Nice, I never had the chance to do that on my G29 or G27 pedals. But I'm curious, I know on my CSL Elites LCs the position of the load cell is VERY sensitive to foot placement (due to leverage). Are the Ricmotech's the same? I'd assume there is a difference in leverage by pressing high on the pedal vs. the middle, but I'm gonna go out on a limb and guess its not too bad. The CSL Elite LC's have a significant difference based on foot placement, I'd say somewhere around 20-30% from the top of the pedal to the middle.
 
Not really sure if there is a difference on my pedals. I have the T3PA for the Thrustmaster T-GT and they’re made completely out of metall... that might even out the pressure.

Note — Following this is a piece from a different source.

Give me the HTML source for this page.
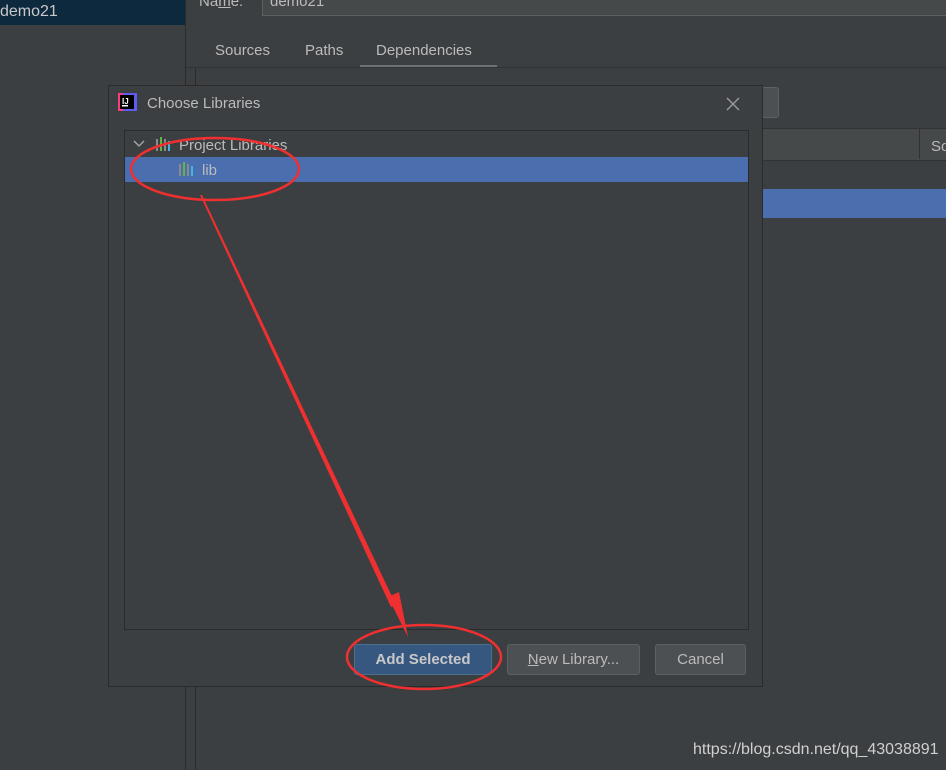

You can also move the pedals footplate up/down and do some angle adjustments, so maybe I got lucky :lol:

Then again: The manual say you need to be in a more lying position and do not recommend driving from on a office chair
 
Thanks, I may try a different pedal angle to mitigate the issue, but yes my seating position is a little high in comparison to the pedal only making that leverage issue worse.
 
Good luck and pls leave a comment here about what you find out :cheers:

This is a year old now so I'm wondering how you got on with the Ricmotec LC. I just installed one in my G29... Problem is that in GTS it recalibrates the break maximum every time you press harder than the previous max. Without a hard stopper on the brake pedal it just keeps getting harder and harder through the session. Have you found any way around that? I've seen on other pedals, some people install a bolt to give a hard stop, but since the Ricmotec LC has extremely little travel, I'm not sure if that would work.